**Aim**
Copy exactly the lines that run from the top of the listing to the line containing "import React from 'react';", both ends included, and omit the pictures.

**Dataset section**
** Start **

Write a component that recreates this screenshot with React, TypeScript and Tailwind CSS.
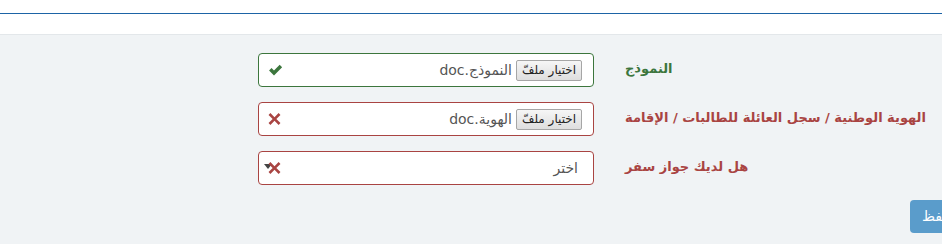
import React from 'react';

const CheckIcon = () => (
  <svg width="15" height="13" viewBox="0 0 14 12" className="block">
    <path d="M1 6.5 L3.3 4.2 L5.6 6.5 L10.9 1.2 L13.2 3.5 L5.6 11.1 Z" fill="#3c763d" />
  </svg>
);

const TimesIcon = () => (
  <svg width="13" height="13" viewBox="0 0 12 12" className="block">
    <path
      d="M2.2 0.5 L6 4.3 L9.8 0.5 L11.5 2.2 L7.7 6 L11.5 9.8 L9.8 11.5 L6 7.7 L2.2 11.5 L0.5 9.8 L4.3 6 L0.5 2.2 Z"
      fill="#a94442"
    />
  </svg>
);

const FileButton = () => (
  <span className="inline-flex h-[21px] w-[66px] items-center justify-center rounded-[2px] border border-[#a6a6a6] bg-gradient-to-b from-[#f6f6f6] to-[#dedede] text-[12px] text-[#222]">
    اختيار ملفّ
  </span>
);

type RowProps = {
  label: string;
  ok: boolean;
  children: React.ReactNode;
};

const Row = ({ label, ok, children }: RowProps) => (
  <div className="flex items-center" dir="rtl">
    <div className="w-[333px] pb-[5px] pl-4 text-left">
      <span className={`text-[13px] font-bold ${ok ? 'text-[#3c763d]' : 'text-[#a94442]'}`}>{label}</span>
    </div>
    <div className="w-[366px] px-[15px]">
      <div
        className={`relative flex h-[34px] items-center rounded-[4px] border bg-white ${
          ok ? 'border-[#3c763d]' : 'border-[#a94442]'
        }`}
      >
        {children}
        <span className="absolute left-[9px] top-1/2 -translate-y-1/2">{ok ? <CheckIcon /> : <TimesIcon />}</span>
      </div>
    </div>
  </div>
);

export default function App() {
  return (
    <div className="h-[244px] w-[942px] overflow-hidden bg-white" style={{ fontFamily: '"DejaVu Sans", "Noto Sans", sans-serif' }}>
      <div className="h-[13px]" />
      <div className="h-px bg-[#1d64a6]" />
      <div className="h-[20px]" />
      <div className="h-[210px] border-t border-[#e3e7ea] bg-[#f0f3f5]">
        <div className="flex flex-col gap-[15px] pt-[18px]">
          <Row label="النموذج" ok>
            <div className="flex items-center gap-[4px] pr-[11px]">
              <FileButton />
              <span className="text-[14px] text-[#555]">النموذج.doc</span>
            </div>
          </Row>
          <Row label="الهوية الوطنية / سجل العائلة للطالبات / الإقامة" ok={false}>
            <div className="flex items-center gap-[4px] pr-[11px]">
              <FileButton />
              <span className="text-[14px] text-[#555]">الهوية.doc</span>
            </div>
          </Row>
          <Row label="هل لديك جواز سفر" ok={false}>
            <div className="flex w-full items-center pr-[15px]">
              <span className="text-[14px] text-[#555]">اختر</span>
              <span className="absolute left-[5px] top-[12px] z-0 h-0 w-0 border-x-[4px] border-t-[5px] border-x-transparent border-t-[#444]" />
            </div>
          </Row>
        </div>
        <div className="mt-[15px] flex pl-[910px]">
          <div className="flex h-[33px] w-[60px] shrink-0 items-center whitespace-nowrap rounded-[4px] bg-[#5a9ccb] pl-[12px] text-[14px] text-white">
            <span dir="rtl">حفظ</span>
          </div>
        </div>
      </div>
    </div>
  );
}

** End **

**Solution below**
Write a component that recreates this screenshot with React, TypeScript and Tailwind CSS.
import React from 'react';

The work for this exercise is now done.